Give the material once more, word for word, without any images.

DATA SEGMENT >>

((

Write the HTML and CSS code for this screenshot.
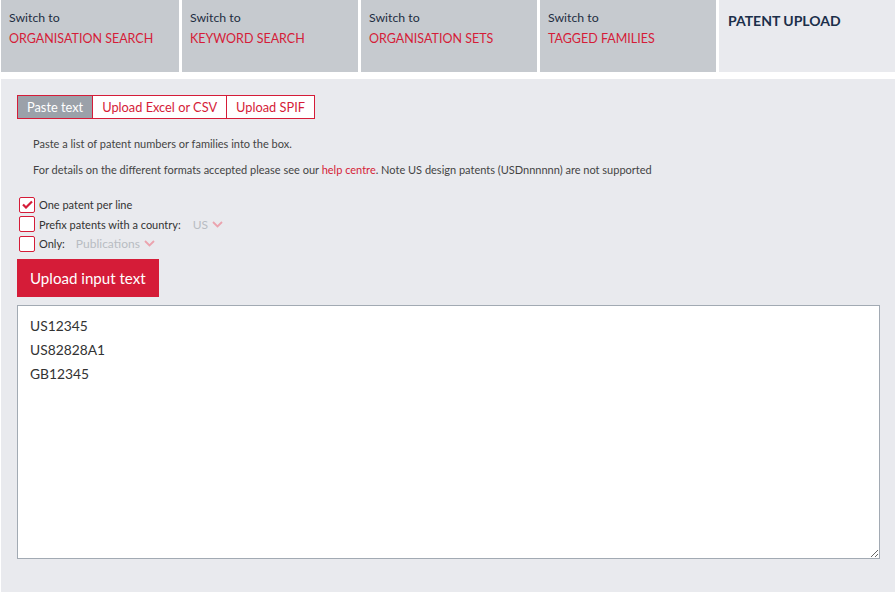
FILE: index.html
```html
<!DOCTYPE html>
<html lang="en">
<head>
    <meta charset="UTF-8">
    <title>Patent Upload</title>
    <link rel="stylesheet" href="styles.css">
</head>
<body>
    <div class="tabs">
        <div class="tab">
            <div class="tab-switch">Switch to</div>
            <div class="tab-name">ORGANISATION SEARCH</div>
        </div>
        <div class="tab">
            <div class="tab-switch">Switch to</div>
            <div class="tab-name">KEYWORD SEARCH</div>
        </div>
        <div class="tab">
            <div class="tab-switch">Switch to</div>
            <div class="tab-name">ORGANISATION SETS</div>
        </div>
        <div class="tab">
            <div class="tab-switch">Switch to</div>
            <div class="tab-name">TAGGED FAMILIES</div>
        </div>
        <div class="tab tab-current">
            <div class="tab-title">PATENT UPLOAD</div>
        </div>
    </div>

    <div class="content">
        <div class="modes">
            <div class="mode active">Paste text</div>
            <div class="mode">Upload Excel or CSV</div>
            <div class="mode">Upload SPIF</div>
        </div>

        <p class="hint">Paste a list of patent numbers or families into the box.</p>
        <p class="hint">For details on the different formats accepted please see our <a href="#" class="link">help centre</a>. Note US design patents (USDnnnnnn) are not supported</p>

        <div class="options">
            <label class="option">
                <span class="checkbox checked">
                    <svg width="11" height="9" viewBox="0 0 11 9"><path d="M1 4.5 L4 7.5 L10 1.5" fill="none" stroke="#d51c38" stroke-width="2.2"/></svg>
                </span>
                One patent per line
            </label>
            <label class="option">
                <span class="checkbox"></span>
                Prefix patents with a country:
                <span class="select">US <svg class="chev" width="11" height="7" viewBox="0 0 11 7"><path d="M1 1 L5.5 5.5 L10 1" fill="none" stroke="#eba3ae" stroke-width="1.8"/></svg></span>
            </label>
            <label class="option">
                <span class="checkbox"></span>
                Only:
                <span class="select select-wide">Publications <svg class="chev" width="11" height="7" viewBox="0 0 11 7"><path d="M1 1 L5.5 5.5 L10 1" fill="none" stroke="#eba3ae" stroke-width="1.8"/></svg></span>
            </label>
        </div>

        <button class="upload-btn">Upload input text</button>

        <textarea class="input-box">US12345
US82828A1
GB12345</textarea>
    </div>
</body>
</html>
```

FILE: styles.css
```css
* {
    margin: 0;
    padding: 0;
    box-sizing: border-box;
}

body {
    font-family: Lato, "Liberation Sans", sans-serif;
    background-color: #fff;
    padding: 0 1px;
    height: 592px;
    display: flex;
    flex-direction: column;
}

.tabs {
    display: flex;
    gap: 3px;
    height: 72px;
    margin-bottom: 7px;
}

.tab {
    flex: 1;
    background-color: #c6cacf;
    padding: 10px 8px;
}

.tab:first-child {
    flex: 0 0 178px;
}

.tab-current {
    background-color: #e9eaee;
}

.tab-switch {
    font-size: 12.3px;
    color: #1e2d42;
    margin-bottom: 6px;
}

.tab-name {
    font-size: 12.5px;
    color: #d51c38;
}

.tab-title {
    font-size: 14px;
    font-weight: bold;
    color: #1b2f4a;
    padding-top: 2px;
    padding-left: 1px;
}

.content {
    flex: 1;
    background-color: #e9eaee;
    padding: 16px 15px 33px 16px;
    display: flex;
    flex-direction: column;
}

.modes {
    display: flex;
    align-self: flex-start;
    border: 1px solid #d51c38;
    margin-bottom: 18px;
}

.mode {
    font-size: 12.8px;
    color: #d51c38;
    background-color: #fff;
    padding: 3px 9px;
    height: 22px;
    line-height: 16px;
    border-left: 1px solid #d51c38;
}

.mode:first-child {
    border-left: none;
}

.mode.active {
    background-color: #9ba1a9;
    color: #fff;
}

.hint {
    font-size: 11px;
    color: #444;
    padding-left: 16px;
    margin-bottom: 12px;
    line-height: 14px;
}

.link {
    color: #d51c38;
    text-decoration: none;
}

.options {
    display: flex;
    flex-direction: column;
    gap: 4.5px;
    margin-top: 8px;
    padding-left: 2px;
    margin-bottom: 8px;
}

.option {
    display: flex;
    align-items: center;
    font-size: 11px;
    color: #333;
    height: 15px;
}

.checkbox {
    width: 16px;
    height: 16px;
    border: 1px solid #d51c38;
    border-radius: 2px;
    background-color: #fff;
    margin-right: 4px;
    display: flex;
    align-items: center;
    justify-content: center;
}

.select {
    color: #b8bcc2;
    font-size: 12px;
    margin-left: 12px;
    display: flex;
    align-items: center;
    gap: 4px;
}

.select-wide {
    margin-left: 11px;
}

.upload-btn {
    align-self: flex-start;
    background-color: #d51c38;
    color: #fff;
    border: none;
    font-family: inherit;
    font-size: 15.1px;
    padding: 0 13px;
    height: 38px;
    margin-bottom: 8px;
}

.input-box {
    flex: 1;
    width: 100%;
    border: 1px solid #a2aab3;
    background-color: #fff;
    font-family: inherit;
    font-size: 13.8px;
    line-height: 24px;
    color: #333;
    padding: 8px 12px;
    resize: both;
    outline: none;
}
```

))

RESULT OF THIS TASK >>
Write the HTML and CSS code for this screenshot.
FILE: index.html
```html
<!DOCTYPE html>
<html lang="en">
<head>
    <meta charset="UTF-8">
    <title>Patent Upload</title>
    <link rel="stylesheet" href="styles.css">
</head>
<body>
    <div class="tabs">
        <div class="tab">
            <div class="tab-switch">Switch to</div>
            <div class="tab-name">ORGANISATION SEARCH</div>
        </div>
        <div class="tab">
            <div class="tab-switch">Switch to</div>
            <div class="tab-name">KEYWORD SEARCH</div>
        </div>
        <div class="tab">
            <div class="tab-switch">Switch to</div>
            <div class="tab-name">ORGANISATION SETS</div>
        </div>
        <div class="tab">
            <div class="tab-switch">Switch to</div>
            <div class="tab-name">TAGGED FAMILIES</div>
        </div>
        <div class="tab tab-current">
            <div class="tab-title">PATENT UPLOAD</div>
        </div>
    </div>

    <div class="content">
        <div class="modes">
            <div class="mode active">Paste text</div>
            <div class="mode">Upload Excel or CSV</div>
            <div class="mode">Upload SPIF</div>
        </div>

        <p class="hint">Paste a list of patent numbers or families into the box.</p>
        <p class="hint">For details on the different formats accepted please see our <a href="#" class="link">help centre</a>. Note US design patents (USDnnnnnn) are not supported</p>

        <div class="options">
            <label class="option">
                <span class="checkbox checked">
                    <svg width="11" height="9" viewBox="0 0 11 9"><path d="M1 4.5 L4 7.5 L10 1.5" fill="none" stroke="#d51c38" stroke-width="2.2"/></svg>
                </span>
                One patent per line
            </label>
            <label class="option">
                <span class="checkbox"></span>
                Prefix patents with a country:
                <span class="select">US <svg class="chev" width="11" height="7" viewBox="0 0 11 7"><path d="M1 1 L5.5 5.5 L10 1" fill="none" stroke="#eba3ae" stroke-width="1.8"/></svg></span>
            </label>
            <label class="option">
                <span class="checkbox"></span>
                Only:
                <span class="select select-wide">Publications <svg class="chev" width="11" height="7" viewBox="0 0 11 7"><path d="M1 1 L5.5 5.5 L10 1" fill="none" stroke="#eba3ae" stroke-width="1.8"/></svg></span>
            </label>
        </div>

        <button class="upload-btn">Upload input text</button>

        <textarea class="input-box">US12345
US82828A1
GB12345</textarea>
    </div>
</body>
</html>
```

FILE: styles.css
```css
* {
    margin: 0;
    padding: 0;
    box-sizing: border-box;
}

body {
    font-family: Lato, "Liberation Sans", sans-serif;
    background-color: #fff;
    padding: 0 1px;
    height: 592px;
    display: flex;
    flex-direction: column;
}

.tabs {
    display: flex;
    gap: 3px;
    height: 72px;
    margin-bottom: 7px;
}

.tab {
    flex: 1;
    background-color: #c6cacf;
    padding: 10px 8px;
}

.tab:first-child {
    flex: 0 0 178px;
}

.tab-current {
    background-color: #e9eaee;
}

.tab-switch {
    font-size: 12.3px;
    color: #1e2d42;
    margin-bottom: 6px;
}

.tab-name {
    font-size: 12.5px;
    color: #d51c38;
}

.tab-title {
    font-size: 14px;
    font-weight: bold;
    color: #1b2f4a;
    padding-top: 2px;
    padding-left: 1px;
}

.content {
    flex: 1;
    background-color: #e9eaee;
    padding: 16px 15px 33px 16px;
    display: flex;
    flex-direction: column;
}

.modes {
    display: flex;
    align-self: flex-start;
    border: 1px solid #d51c38;
    margin-bottom: 18px;
}

.mode {
    font-size: 12.8px;
    color: #d51c38;
    background-color: #fff;
    padding: 3px 9px;
    height: 22px;
    line-height: 16px;
    border-left: 1px solid #d51c38;
}

.mode:first-child {
    border-left: none;
}

.mode.active {
    background-color: #9ba1a9;
    color: #fff;
}

.hint {
    font-size: 11px;
    color: #444;
    padding-left: 16px;
    margin-bottom: 12px;
    line-height: 14px;
}

.link {
    color: #d51c38;
    text-decoration: none;
}

.options {
    display: flex;
    flex-direction: column;
    gap: 4.5px;
    margin-top: 8px;
    padding-left: 2px;
    margin-bottom: 8px;
}

.option {
    display: flex;
    align-items: center;
    font-size: 11px;
    color: #333;
    height: 15px;
}

.checkbox {
    width: 16px;
    height: 16px;
    border: 1px solid #d51c38;
    border-radius: 2px;
    background-color: #fff;
    margin-right: 4px;
    display: flex;
    align-items: center;
    justify-content: center;
}

.select {
    color: #b8bcc2;
    font-size: 12px;
    margin-left: 12px;
    display: flex;
    align-items: center;
    gap: 4px;
}

.select-wide {
    margin-left: 11px;
}

.upload-btn {
    align-self: flex-start;
    background-color: #d51c38;
    color: #fff;
    border: none;
    font-family: inherit;
    font-size: 15.1px;
    padding: 0 13px;
    height: 38px;
    margin-bottom: 8px;
}

.input-box {
    flex: 1;
    width: 100%;
    border: 1px solid #a2aab3;
    background-color: #fff;
    font-family: inherit;
    font-size: 13.8px;
    line-height: 24px;
    color: #333;
    padding: 8px 12px;
    resize: both;
    outline: none;
}
```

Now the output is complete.